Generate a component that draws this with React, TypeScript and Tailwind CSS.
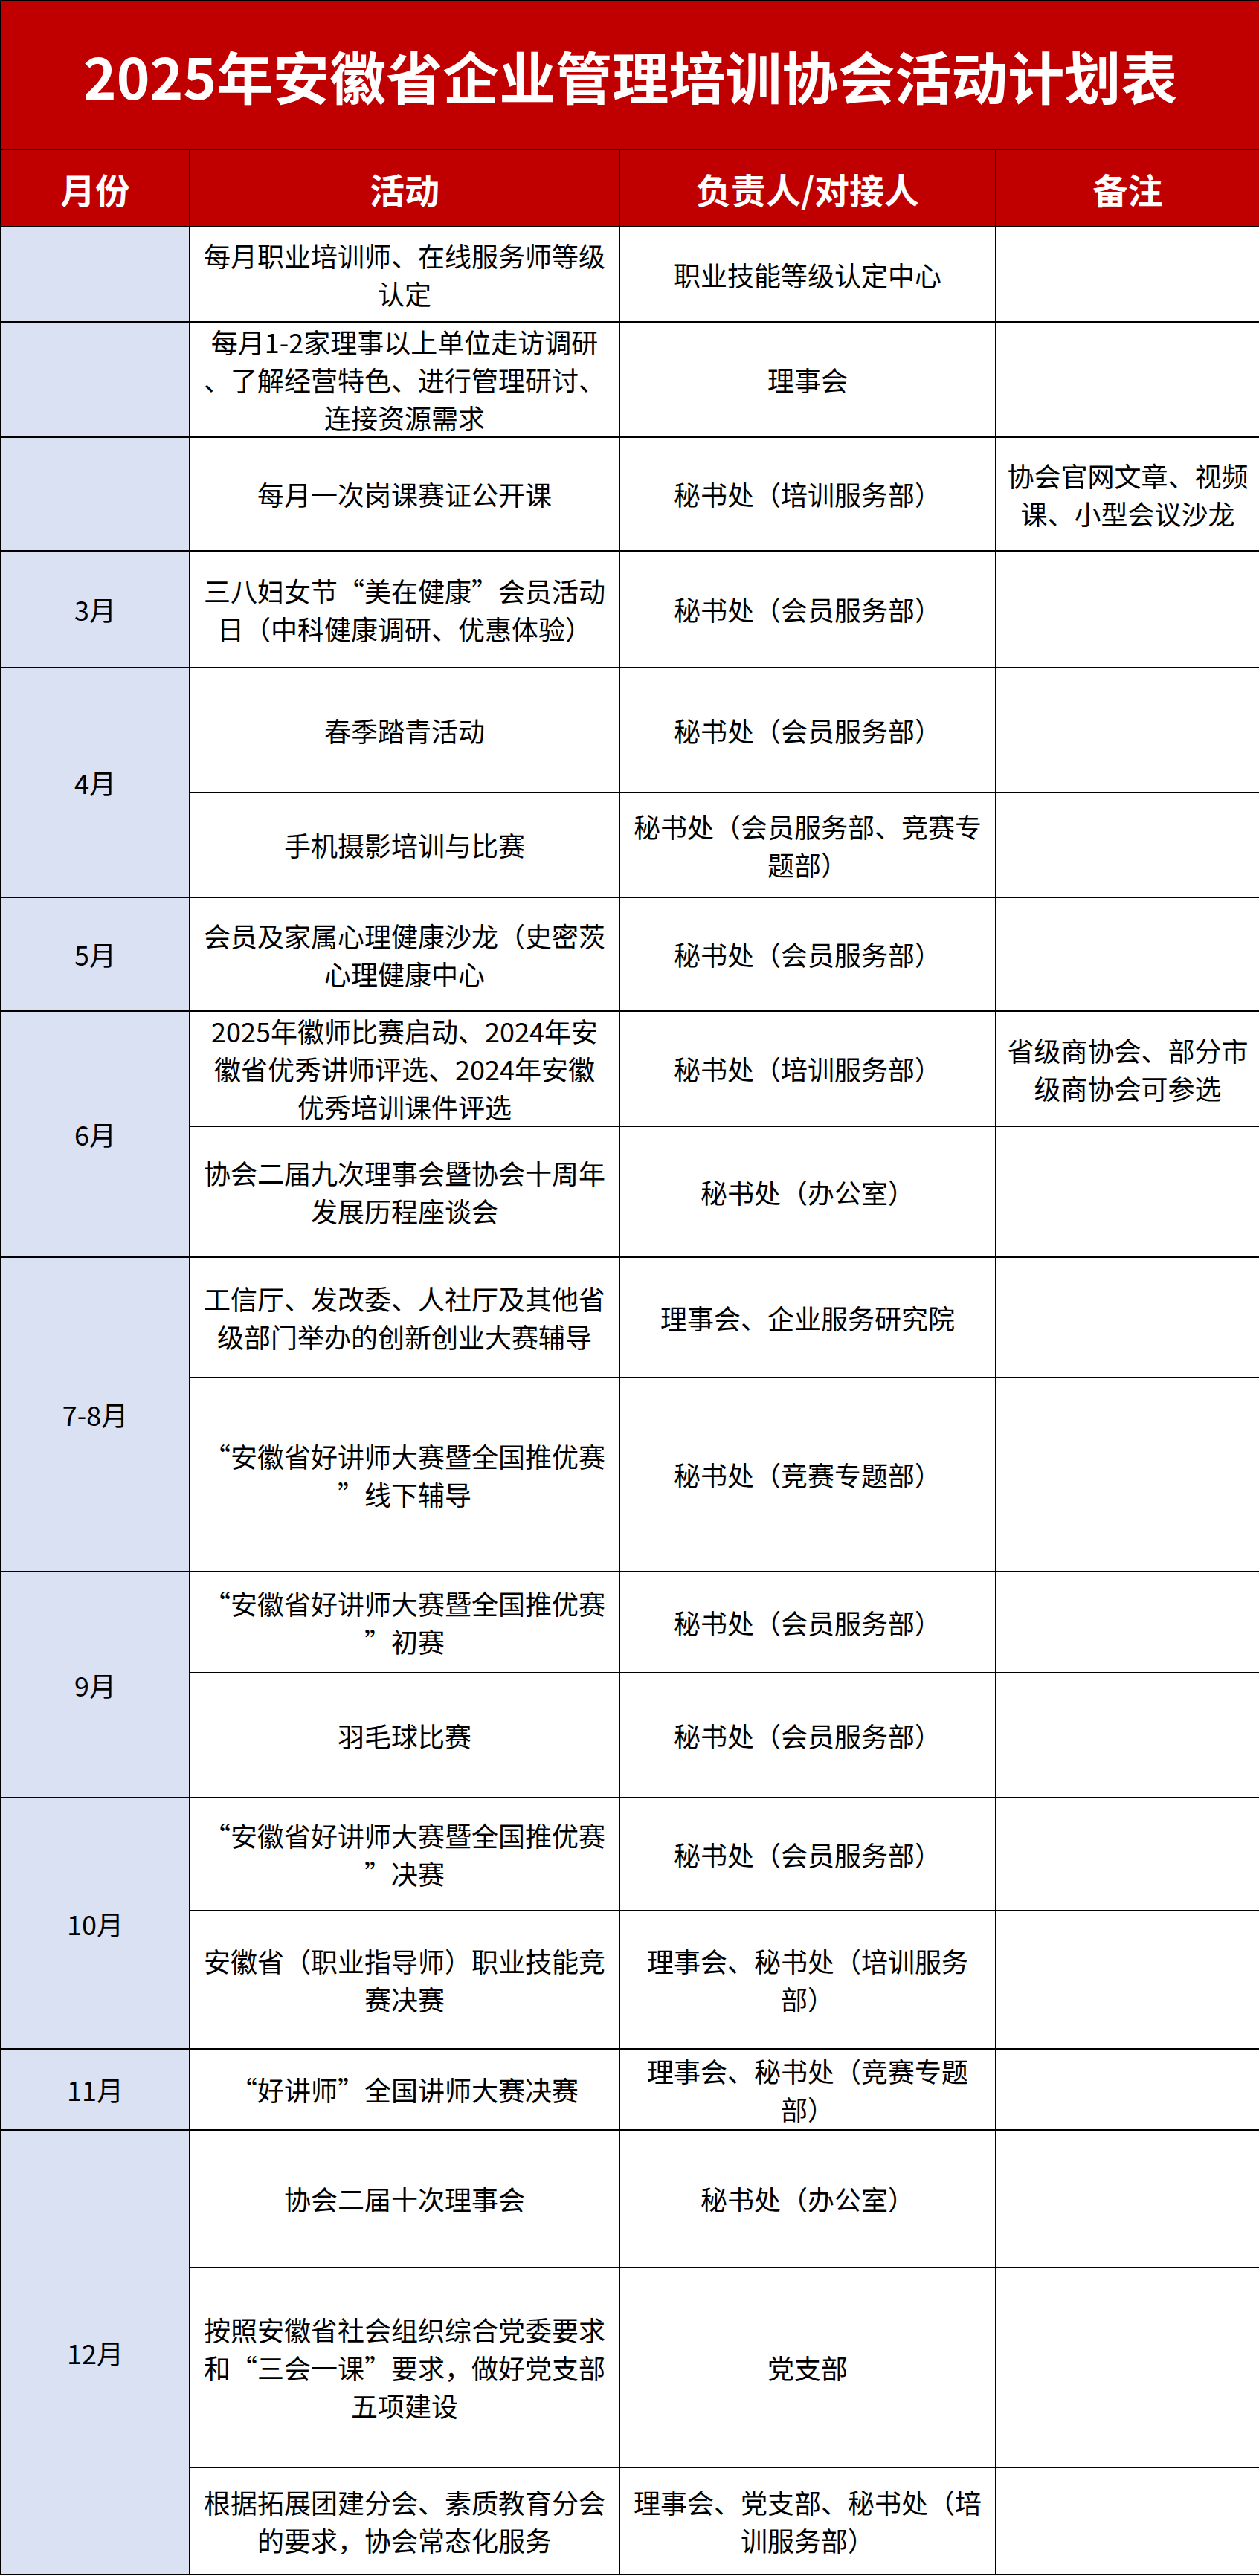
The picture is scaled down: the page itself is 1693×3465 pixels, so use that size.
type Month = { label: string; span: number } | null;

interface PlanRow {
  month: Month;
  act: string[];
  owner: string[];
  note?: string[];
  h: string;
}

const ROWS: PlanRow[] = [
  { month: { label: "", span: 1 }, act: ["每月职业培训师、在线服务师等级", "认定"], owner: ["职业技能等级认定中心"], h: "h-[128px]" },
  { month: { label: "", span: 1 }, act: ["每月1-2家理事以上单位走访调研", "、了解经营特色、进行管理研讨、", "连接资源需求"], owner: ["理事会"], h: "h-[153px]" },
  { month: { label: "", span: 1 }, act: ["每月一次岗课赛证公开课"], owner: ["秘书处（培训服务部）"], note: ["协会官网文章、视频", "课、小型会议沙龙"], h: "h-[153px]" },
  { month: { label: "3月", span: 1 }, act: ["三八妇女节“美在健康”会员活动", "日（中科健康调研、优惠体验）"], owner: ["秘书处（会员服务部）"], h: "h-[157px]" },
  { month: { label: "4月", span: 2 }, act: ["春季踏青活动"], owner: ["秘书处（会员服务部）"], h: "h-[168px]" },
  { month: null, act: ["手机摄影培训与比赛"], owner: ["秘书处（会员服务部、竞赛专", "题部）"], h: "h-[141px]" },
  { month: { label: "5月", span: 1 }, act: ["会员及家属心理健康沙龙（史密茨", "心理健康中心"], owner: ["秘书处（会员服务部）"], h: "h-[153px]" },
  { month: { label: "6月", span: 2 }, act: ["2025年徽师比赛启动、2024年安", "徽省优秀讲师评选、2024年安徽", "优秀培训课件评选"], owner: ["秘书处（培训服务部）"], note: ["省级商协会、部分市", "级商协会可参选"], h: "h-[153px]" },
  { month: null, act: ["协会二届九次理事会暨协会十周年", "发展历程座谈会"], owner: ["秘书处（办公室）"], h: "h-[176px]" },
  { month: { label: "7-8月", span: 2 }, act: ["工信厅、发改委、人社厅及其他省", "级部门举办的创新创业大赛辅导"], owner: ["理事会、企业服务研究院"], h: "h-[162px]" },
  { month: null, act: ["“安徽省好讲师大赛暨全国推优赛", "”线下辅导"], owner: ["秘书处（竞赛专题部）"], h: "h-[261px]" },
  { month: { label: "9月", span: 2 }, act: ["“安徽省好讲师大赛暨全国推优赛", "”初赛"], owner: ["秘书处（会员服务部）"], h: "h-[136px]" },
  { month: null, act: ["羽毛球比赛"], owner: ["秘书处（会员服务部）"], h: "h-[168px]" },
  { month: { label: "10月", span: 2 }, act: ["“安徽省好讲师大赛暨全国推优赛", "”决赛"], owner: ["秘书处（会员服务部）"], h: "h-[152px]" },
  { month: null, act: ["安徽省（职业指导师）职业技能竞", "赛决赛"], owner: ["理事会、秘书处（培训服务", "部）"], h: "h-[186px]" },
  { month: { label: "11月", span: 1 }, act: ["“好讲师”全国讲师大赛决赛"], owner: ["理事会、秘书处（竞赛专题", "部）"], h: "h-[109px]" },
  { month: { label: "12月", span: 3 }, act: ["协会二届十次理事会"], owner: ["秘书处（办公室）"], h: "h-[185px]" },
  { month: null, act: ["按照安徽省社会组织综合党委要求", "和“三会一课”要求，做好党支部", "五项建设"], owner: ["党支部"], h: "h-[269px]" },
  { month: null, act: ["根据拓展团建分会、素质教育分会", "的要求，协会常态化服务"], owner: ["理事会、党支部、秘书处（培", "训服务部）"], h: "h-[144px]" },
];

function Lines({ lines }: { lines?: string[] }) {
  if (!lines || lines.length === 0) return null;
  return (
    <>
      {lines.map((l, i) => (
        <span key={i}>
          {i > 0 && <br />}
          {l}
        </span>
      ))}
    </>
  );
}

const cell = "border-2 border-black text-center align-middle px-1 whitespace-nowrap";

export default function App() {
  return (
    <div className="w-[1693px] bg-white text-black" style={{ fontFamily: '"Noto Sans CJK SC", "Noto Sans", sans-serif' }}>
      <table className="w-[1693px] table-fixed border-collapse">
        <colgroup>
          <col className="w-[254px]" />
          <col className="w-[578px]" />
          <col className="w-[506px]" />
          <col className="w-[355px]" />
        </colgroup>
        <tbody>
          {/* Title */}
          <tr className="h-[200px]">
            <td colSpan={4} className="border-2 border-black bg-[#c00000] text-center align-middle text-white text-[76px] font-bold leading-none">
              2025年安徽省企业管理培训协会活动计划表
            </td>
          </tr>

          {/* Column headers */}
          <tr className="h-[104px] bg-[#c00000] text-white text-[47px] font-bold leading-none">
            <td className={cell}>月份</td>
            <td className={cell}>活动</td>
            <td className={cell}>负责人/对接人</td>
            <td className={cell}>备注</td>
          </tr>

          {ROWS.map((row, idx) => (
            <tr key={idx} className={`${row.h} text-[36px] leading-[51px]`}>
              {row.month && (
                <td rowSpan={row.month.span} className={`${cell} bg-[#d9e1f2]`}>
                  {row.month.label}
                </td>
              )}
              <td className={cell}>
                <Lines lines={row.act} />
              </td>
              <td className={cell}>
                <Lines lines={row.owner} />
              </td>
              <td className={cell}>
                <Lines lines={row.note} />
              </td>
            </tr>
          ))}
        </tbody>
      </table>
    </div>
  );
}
* * *
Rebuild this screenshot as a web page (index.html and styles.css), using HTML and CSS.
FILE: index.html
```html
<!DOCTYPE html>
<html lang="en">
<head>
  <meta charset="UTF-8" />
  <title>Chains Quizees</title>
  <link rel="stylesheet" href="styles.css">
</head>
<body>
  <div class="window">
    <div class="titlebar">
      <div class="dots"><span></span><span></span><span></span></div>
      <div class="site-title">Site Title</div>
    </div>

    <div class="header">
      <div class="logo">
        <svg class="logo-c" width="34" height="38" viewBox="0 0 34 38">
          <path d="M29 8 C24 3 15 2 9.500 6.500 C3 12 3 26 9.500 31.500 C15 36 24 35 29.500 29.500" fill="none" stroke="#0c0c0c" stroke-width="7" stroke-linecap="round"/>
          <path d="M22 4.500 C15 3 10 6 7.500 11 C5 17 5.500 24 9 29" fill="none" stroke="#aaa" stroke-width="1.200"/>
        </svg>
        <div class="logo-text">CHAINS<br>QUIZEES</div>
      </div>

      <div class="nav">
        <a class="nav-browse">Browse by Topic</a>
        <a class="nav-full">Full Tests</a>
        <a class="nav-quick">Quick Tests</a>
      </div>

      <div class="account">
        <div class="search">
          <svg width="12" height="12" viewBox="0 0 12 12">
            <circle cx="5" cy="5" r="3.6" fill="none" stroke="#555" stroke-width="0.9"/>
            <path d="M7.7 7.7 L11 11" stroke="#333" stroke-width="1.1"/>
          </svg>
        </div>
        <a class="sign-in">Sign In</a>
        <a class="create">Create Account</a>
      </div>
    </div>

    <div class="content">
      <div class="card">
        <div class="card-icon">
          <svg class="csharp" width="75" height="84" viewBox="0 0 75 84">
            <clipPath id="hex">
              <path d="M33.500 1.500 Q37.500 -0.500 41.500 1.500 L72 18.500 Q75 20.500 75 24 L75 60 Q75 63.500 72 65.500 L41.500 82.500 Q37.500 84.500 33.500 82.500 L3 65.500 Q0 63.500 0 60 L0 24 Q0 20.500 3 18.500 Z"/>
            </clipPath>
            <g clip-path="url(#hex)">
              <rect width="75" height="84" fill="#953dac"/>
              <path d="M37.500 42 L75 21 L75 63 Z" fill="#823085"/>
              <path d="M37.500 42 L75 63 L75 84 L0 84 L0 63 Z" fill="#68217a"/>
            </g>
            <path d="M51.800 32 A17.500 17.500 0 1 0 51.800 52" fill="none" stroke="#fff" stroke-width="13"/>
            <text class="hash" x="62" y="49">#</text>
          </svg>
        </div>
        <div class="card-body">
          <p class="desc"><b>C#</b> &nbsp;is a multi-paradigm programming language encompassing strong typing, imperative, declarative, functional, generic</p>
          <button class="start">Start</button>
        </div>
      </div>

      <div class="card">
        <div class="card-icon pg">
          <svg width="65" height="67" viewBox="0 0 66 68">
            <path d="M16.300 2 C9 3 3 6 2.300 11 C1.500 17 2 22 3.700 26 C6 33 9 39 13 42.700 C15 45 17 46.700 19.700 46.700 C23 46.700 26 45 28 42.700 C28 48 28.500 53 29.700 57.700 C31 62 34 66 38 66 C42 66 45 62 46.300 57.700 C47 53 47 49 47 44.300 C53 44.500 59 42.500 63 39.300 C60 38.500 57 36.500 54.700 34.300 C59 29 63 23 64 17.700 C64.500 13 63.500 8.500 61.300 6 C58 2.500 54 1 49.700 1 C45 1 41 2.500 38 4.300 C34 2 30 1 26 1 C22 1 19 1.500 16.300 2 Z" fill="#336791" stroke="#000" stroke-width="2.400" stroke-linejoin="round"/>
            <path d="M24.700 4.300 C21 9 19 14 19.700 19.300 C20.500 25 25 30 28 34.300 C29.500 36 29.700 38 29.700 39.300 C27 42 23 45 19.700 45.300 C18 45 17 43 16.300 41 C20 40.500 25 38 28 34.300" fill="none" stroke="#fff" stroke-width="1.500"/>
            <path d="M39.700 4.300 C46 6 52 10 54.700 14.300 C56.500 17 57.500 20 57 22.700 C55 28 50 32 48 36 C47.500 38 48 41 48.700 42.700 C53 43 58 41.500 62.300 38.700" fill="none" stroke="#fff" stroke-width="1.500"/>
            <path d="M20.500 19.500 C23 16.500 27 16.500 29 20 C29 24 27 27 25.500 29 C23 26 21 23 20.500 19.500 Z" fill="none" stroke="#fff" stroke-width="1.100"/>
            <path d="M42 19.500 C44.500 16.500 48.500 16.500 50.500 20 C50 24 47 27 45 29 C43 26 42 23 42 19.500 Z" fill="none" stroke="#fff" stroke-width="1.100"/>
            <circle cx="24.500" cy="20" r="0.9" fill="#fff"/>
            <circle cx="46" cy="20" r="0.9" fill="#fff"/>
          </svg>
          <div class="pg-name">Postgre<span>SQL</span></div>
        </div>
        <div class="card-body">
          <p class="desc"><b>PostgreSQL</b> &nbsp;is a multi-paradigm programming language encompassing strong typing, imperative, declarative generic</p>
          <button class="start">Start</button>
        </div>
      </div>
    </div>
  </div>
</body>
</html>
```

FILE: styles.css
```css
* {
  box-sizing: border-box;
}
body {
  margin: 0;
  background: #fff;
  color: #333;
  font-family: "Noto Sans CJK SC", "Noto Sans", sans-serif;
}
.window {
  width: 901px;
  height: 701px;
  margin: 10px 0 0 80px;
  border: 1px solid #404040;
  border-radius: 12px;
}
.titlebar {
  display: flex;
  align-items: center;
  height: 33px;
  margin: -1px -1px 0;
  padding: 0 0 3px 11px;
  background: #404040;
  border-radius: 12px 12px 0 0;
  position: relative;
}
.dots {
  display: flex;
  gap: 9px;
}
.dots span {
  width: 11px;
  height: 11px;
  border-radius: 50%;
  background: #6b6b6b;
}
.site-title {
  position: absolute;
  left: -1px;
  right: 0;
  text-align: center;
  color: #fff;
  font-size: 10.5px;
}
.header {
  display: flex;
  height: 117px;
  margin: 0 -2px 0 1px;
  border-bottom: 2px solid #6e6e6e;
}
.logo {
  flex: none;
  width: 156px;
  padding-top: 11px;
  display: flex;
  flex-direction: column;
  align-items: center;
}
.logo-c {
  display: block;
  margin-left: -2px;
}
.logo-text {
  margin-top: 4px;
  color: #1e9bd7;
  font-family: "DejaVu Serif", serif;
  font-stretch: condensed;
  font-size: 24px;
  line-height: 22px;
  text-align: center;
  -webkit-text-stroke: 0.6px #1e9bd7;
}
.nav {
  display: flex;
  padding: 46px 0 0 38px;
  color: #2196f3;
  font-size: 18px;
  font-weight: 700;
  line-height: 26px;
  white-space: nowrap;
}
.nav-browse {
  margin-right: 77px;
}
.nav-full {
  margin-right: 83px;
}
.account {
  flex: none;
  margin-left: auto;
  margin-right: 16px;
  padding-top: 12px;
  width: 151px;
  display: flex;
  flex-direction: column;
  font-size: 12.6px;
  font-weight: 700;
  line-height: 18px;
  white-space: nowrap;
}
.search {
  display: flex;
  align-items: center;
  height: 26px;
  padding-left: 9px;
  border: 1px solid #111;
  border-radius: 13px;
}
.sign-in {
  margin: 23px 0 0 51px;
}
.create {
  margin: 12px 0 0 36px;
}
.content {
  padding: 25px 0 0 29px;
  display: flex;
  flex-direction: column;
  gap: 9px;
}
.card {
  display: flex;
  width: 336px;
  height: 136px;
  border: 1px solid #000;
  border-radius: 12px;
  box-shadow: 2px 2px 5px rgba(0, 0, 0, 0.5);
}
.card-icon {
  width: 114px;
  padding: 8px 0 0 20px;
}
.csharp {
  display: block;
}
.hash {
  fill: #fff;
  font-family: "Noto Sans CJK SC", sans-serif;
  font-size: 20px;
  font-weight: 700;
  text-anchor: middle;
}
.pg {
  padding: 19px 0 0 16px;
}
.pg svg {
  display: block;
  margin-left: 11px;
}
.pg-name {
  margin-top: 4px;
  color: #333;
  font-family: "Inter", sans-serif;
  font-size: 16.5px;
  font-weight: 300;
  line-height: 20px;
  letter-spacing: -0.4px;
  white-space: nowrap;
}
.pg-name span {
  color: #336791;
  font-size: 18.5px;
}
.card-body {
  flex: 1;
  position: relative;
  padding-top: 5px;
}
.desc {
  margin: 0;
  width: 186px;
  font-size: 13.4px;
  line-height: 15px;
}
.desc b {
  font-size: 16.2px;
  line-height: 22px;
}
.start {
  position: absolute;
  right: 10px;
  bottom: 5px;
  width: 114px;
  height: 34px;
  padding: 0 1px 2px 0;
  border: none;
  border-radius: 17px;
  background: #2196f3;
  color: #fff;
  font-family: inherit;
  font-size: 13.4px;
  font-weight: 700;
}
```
--
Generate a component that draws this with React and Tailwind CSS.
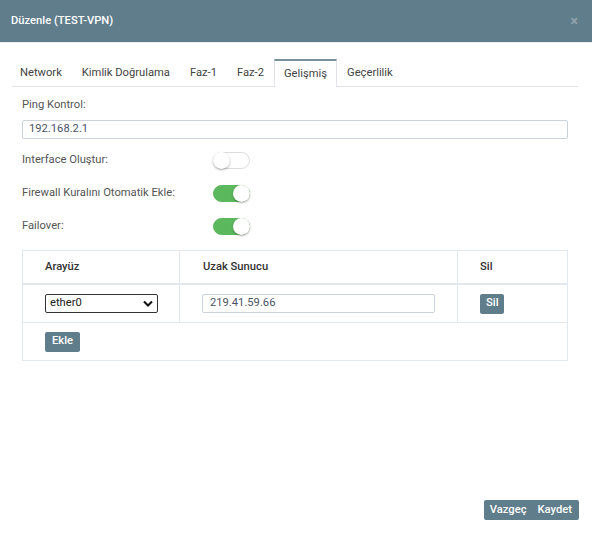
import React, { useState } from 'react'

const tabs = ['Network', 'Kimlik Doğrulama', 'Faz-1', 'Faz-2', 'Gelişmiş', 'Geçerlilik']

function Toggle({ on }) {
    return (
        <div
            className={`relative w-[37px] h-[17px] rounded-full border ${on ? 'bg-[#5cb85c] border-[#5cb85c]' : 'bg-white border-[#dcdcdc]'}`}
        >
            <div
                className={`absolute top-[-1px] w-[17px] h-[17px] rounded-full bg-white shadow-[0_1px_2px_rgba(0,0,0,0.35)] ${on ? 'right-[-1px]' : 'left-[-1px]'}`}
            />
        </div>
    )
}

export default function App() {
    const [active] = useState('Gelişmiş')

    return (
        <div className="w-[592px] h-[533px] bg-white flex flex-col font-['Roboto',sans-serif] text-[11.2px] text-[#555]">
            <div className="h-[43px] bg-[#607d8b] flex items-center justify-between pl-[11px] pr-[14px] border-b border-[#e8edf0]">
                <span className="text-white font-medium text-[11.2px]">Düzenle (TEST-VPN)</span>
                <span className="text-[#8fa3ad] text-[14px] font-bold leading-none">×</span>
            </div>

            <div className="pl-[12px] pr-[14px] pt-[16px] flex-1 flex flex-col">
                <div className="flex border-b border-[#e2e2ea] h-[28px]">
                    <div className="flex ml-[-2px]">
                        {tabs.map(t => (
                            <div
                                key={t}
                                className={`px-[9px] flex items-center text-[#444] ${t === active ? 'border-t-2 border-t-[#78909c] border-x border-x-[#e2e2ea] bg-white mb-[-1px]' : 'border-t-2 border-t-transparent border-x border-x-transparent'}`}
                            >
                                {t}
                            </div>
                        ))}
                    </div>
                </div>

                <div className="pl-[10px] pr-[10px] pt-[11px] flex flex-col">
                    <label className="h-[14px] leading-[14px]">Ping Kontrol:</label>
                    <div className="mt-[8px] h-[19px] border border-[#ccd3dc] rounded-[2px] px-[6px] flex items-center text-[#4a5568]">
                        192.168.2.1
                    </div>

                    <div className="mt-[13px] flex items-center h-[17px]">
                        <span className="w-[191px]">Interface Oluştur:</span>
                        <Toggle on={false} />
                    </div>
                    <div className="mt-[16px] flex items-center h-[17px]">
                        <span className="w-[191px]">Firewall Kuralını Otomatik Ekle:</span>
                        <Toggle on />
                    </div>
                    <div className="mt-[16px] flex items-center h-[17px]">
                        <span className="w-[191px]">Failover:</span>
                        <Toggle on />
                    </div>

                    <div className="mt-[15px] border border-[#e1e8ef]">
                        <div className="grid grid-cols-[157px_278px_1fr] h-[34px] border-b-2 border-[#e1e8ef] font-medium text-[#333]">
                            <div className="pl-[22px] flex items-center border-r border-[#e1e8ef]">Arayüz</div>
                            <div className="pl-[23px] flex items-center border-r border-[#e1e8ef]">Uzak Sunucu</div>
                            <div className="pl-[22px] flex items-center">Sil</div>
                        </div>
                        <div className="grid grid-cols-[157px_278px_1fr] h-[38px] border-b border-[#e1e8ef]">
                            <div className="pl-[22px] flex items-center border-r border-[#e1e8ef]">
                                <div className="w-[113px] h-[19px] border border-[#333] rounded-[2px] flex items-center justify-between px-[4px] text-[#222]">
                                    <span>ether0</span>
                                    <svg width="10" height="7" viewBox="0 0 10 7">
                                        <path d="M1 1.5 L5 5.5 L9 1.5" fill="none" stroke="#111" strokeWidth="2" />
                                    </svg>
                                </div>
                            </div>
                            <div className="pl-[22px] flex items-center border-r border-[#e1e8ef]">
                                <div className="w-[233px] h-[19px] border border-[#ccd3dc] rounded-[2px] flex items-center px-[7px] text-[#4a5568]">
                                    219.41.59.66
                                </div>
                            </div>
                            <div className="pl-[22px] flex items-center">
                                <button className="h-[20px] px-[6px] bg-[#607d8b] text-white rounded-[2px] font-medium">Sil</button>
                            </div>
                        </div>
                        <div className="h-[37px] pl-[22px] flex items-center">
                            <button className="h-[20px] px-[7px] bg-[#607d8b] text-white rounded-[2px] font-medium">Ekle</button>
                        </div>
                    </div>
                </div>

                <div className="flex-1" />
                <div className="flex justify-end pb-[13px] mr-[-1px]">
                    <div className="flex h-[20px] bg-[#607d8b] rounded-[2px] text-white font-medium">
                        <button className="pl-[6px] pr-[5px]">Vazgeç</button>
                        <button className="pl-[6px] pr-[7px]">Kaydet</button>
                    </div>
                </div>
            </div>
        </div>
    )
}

▶ _Directions for this task_:
For the material above, give again only the lines starting at the line that contains "Generate a component that draws this with React and" and ending at the line that contains "const [active] = useState('Gelişmiş')". Pictures do not belong in the copy.

▶ _Full output_:
Generate a component that draws this with React and Tailwind CSS.
import React, { useState } from 'react'

const tabs = ['Network', 'Kimlik Doğrulama', 'Faz-1', 'Faz-2', 'Gelişmiş', 'Geçerlilik']

function Toggle({ on }) {
    return (
        <div
            className={`relative w-[37px] h-[17px] rounded-full border ${on ? 'bg-[#5cb85c] border-[#5cb85c]' : 'bg-white border-[#dcdcdc]'}`}
        >
            <div
                className={`absolute top-[-1px] w-[17px] h-[17px] rounded-full bg-white shadow-[0_1px_2px_rgba(0,0,0,0.35)] ${on ? 'right-[-1px]' : 'left-[-1px]'}`}
            />
        </div>
    )
}

export default function App() {
    const [active] = useState('Gelişmiş')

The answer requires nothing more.